Gianni Brera, il più grande giornalista sportivo italiano scrisse nel suo necrologio. “Era un simbolo di estri bizzarri e libertà sociali in un paese di quasi tutti conformisti”. “Gigi non era soltanto carne, muscoli e nervi. Era genialità, coraggio, comprensione, altruismo” con queste parole lo celebrò dall’altare, nel giorno del suo funerale, a cui parteciparono 20mila persone, don Francesco Ferraudo.

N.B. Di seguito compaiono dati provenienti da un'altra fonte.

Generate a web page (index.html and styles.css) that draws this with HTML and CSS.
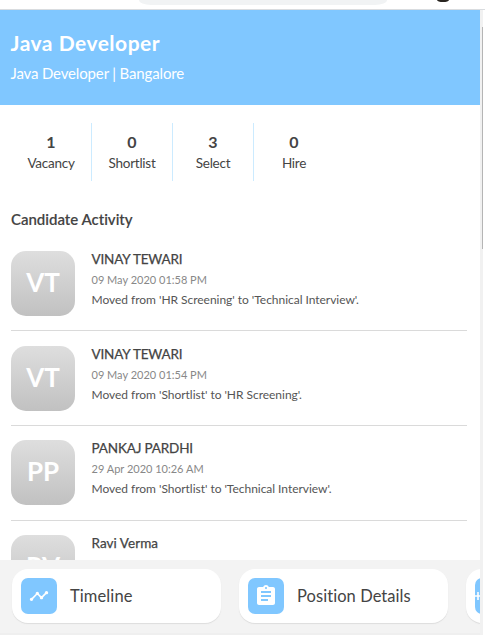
FILE: index.html
```html
<!DOCTYPE html>
<html lang="en">
<head>
<meta charset="utf-8">
<title>Java Developer</title>
<link rel="stylesheet" href="styles.css">
</head>
<body>
<div class="browser-bar"><span class="address"></span><span class="avatar"></span></div>
<div class="viewport">
  <div class="page">
    <header class="header">
      <h1>Java Developer</h1>
      <p>Java Developer | Bangalore</p>
    </header>
    <main class="content">
      <section class="stats">
        <div class="stat"><b>1</b><span>Vacancy</span></div>
        <div class="stat"><b>0</b><span>Shortlist</span></div>
        <div class="stat"><b>3</b><span>Select</span></div>
        <div class="stat"><b>0</b><span>Hire</span></div>
      </section>
      <h2>Candidate Activity</h2>
      <section class="activity">
        <article class="item">
          <div class="initials">VT</div>
          <div class="details"><h3>VINAY TEWARI</h3><time>09 May 2020 01:58 PM</time><p>Moved from 'HR Screening' to 'Technical Interview'.</p></div>
        </article>
        <article class="item">
          <div class="initials">VT</div>
          <div class="details"><h3>VINAY TEWARI</h3><time>09 May 2020 01:54 PM</time><p>Moved from 'Shortlist' to 'HR Screening'.</p></div>
        </article>
        <article class="item">
          <div class="initials">PP</div>
          <div class="details"><h3>PANKAJ PARDHI</h3><time>29 Apr 2020 10:26 AM</time><p>Moved from 'Shortlist' to 'Technical Interview'.</p></div>
        </article>
        <article class="item">
          <div class="initials">RV</div>
          <div class="details"><h3 class="mixed">Ravi Verma</h3></div>
        </article>
      </section>
    </main>
    <nav class="dock">
      <a class="card"><span class="icon"><svg width="20" height="20" viewBox="0 0 24 24"><path d="M23 8c0 1.1-.9 2-2 2-.18 0-.35-.02-.51-.07l-3.56 3.55c.05.16.07.34.07.52 0 1.1-.9 2-2 2s-2-.9-2-2c0-.18.02-.36.07-.52l-2.55-2.55c-.16.05-.34.07-.52.07s-.36-.02-.52-.07l-4.55 4.56c.05.16.07.33.07.51 0 1.1-.9 2-2 2s-2-.9-2-2 .9-2 2-2c.18 0 .35.02.51.07l4.56-4.55C8.02 9.36 8 9.18 8 9c0-1.1.9-2 2-2s2 .9 2 2c0 .18-.02.36-.07.52l2.55 2.55c.16-.05.34-.07.52-.07s.36.02.52.07l3.55-3.56C19.02 8.35 19 8.18 19 8c0-1.1.9-2 2-2s2 .9 2 2z"/></svg></span><span class="label">Timeline</span></a>
      <a class="card"><span class="icon"><svg width="24" height="24" viewBox="0 0 24 24"><path d="M19 3h-4.18C14.4 1.84 13.3 1 12 1c-1.3 0-2.4.84-2.82 2H5c-1.1 0-2 .9-2 2v14c0 1.1.9 2 2 2h14c1.1 0 2-.9 2-2V5c0-1.1-.9-2-2-2zm-7 0c.55 0 1 .45 1 1s-.45 1-1 1-1-.45-1-1 .45-1 1-1zm2 14H7v-2h7v2zm3-4H7v-2h10v2zm0-4H7V7h10v2z"/></svg></span><span class="label wide">Position Details</span></a>
      <a class="card"><span class="icon add"><svg width="8" height="8" viewBox="0 0 8 8"><path d="M2.2 0h1.6v3.2H7v1.6H3.8V8H2.2V4.8H0V3.2h2.2z"/></svg></span></a>
    </nav>
  </div>
  <div class="scrollbar"><i></i></div>
</div>
</body>
</html>
```

FILE: styles.css
```css
* { box-sizing: border-box; }
body { margin: 0; height: 635px; overflow: hidden; background: #fff; color: #444; font-family: Lato, "Open Sans", sans-serif; font-variant-ligatures: none; }
h1, h2, h3, p { margin: 0; font-weight: 400; white-space: nowrap; }
.browser-bar { display: flex; height: 10px; border-bottom: 1px solid #d9dcdf; align-items: flex-start; }
.address { width: 248px; height: 5px; margin-left: 139px; background: #f1f3f4; border-radius: 0 0 12px 12px / 0 0 5px 5px; }
.avatar { width: 12px; height: 2px; margin-left: 50px; background: #292520; border-radius: 0 0 6px 6px / 0 0 2px 2px; }
.viewport { display: flex; width: 483px; height: 625px; }
.page { display: flex; flex-direction: column; width: 480px; height: 625px; overflow: hidden; }
.header { flex: none; height: 95px; padding: 20px 10.5px 0; background: #80c7ff; color: #fff; }
.header h1 { font-size: 21px; line-height: 26px; font-weight: 700; letter-spacing: .5px; }
.header p { margin-top: 7px; font-size: 15px; line-height: 20px; letter-spacing: -.15px; }
.content { flex: none; height: 455px; padding: 18px 13px 0 11px; overflow: hidden; }
.stats { display: flex; height: 58px; }
.stat { display: flex; flex-direction: column; align-items: center; width: 81px; padding-top: 9px; border-left: 1px solid #ccebff; }
.stat:first-child { width: 80px; border-left: 0; }
.stat b { font-size: 16px; line-height: 20px; font-weight: 700; }
.stat span { margin-top: 1px; font-size: 13.5px; line-height: 20px; letter-spacing: -.25px; }
h2 { margin-top: 28px; font-size: 15px; line-height: 20px; font-weight: 600; -webkit-text-stroke: .1px #444; letter-spacing: -.02px; }
.item { display: flex; gap: 17px; height: 94.75px; padding-top: 14px; border-bottom: 1px solid #dadada; }
.item:first-child { height: 102px; padding-top: 22px; }
.item:nth-child(2) { padding-top: 15px; }
.initials { flex: none; display: flex; align-items: center; justify-content: center; width: 64px; height: 65px; padding-bottom: 3px; border-radius: 15px; background: linear-gradient(#dedede, #c1c1c1); color: #fff; font-size: 26px; font-weight: 700; }
.details { margin: -1px 0 0 -.5px; }
.details h3 { font-size: 13.5px; line-height: 18px; letter-spacing: -.16px; -webkit-text-stroke: .25px #444; }
.details h3.mixed { letter-spacing: .05px; }
.details time { display: block; margin-top: 4px; font-size: 11px; line-height: 16px; color: #888; letter-spacing: 0; }
.details p { margin-top: 3px; font-size: 12px; line-height: 18px; letter-spacing: -.03px; color: #555; }
.dock { flex: none; display: flex; gap: 18px; height: 75px; padding: 9px 0 0 12px; background: #f3f3f3; border-bottom: 2px solid #efefef; }
.card { flex: none; display: flex; align-items: center; width: 209px; height: 54px; padding-left: 9px; gap: 13px; border-radius: 16px; background: #fff; box-shadow: 0 1px 1px #ddd; }
.icon { flex: none; display: flex; align-items: center; justify-content: center; width: 36px; height: 36px; border-radius: 7px; background: #80c7ff; }
.icon svg { fill: #fff; }
.icon.add { justify-content: flex-start; }
.label { font-size: 16.5px; letter-spacing: .1px; }
.label.wide { letter-spacing: .06px; }
.scrollbar { width: 3px; height: 625px; padding: 17px 0 0 2px; background: #f1f1f1; }
.scrollbar i { display: block; width: 1px; height: 222px; background: #b5b5b5; }
```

E la sua compagna Cristina Understadt, una ragazza che caricava i fucili ad aria compressa nei luna park, un amore scandaloso per quei tempi visto che la ragazza abbandonò il marito per seguire Meroni, lo ricorda con intenso e immutato affetto.Ci innamorammo dei nostri occhi, subito", è uno: bellissimo. Un altro: "Gigi era sempre pronto ad ascoltare tutti. Anche se era stanco, si sedeva e faceva un gesto. Forza, racconta. Regalava i premi partita agli orfanotrofi e ai ricoveri per anziani. Non lo diceva a nessuno, in compenso c'era sempre chi lo giudicava per i vestiti. Tutti i giorni mi regalava una rosa rossa. Tutti i 15 ottobre sette rose rosse mie, sulla sua tomba a Como. Sette come il suo numero”.


Così conclude Nando dalla Chiesa “La farfalla granata”, il commovente libro che racconta la storia del calciatore morto a 24 anni. “Solo i compagni di scuola sono immortali, nelle precise forme estetiche e mentali nelle quali li abbiamo conosciuti.


A Gigi Meroni, farfalla granata, è toccato in sorte di essere, per la grande, numerosa e inquieta generazione dei ragazzi che lo applaudirono, come un compagno di scuola. Un prodigio meraviglioso, a pensarci. Proprio lui che ha lasciato la scuola dopo la terza media, lui che non è potuto andare alle feste di classe degli anni cinquanta e sessanta, è diventato in realtà il compagno di scuola di centinaia di migliaia di adolescenti carichi di vita e di speranza. Un privilegio grandissimo, bisogna ammetterlo. Forse il più grande dei privilegi. Gli antichi greci erano convinti che coloro che morivano giovani fossero cari agli dei. Magari per il loro coraggio. O per il loro altruismo. O per la musa (la fantasia) che ispirava il loro genio. A Gigi Meroni, calciatore-artista vissuto il tempo di una farfalla, qualcuno sembra avere voluto bene per davvero”.  


Quel 15 ottobre di 40 anni fa accadde pure dell’altro: Fidel Castro annunciò la morte di Ernesto Che Guevara e così a migliaia di chilometri di distanza il mito politico si fuse con il mito calcistico. Il triste decesso comune rese entrambi immortali.


*Il corsivo è di Franco Piccinelli, tratto dalla “Storia del Calcio Italiano giornata per giornata”, volume 4, editore Newton Compton, da cui ho attinto la maggior parte dei dati statistici.


Per la ricostruzione dell’incidente mi sono avvalso di Wikipedia.


Il libro “La farfalla granata” è edito da Limina (1995).


 

1 commento:

  1. liveduel, allora ho proprio fatto bene a segnalarti questo post.

    Avevo 10 anni quando morì Meroni. Ricordo che davanti alla scuola elementare la notizia corse di bocca in bocca, tutti increduli e anche smarriti per quello che era per molti il primo incontro, seppure indiretto, con la morte.

    Sono stato a lungo incerto su quale foto pubblicare, perchè quella del libro di Dalla Chiesa è assai suggestiva. Ed è un'altra magia post mortem di Meroni quella di essere un idolo anche per le nuove generazioni.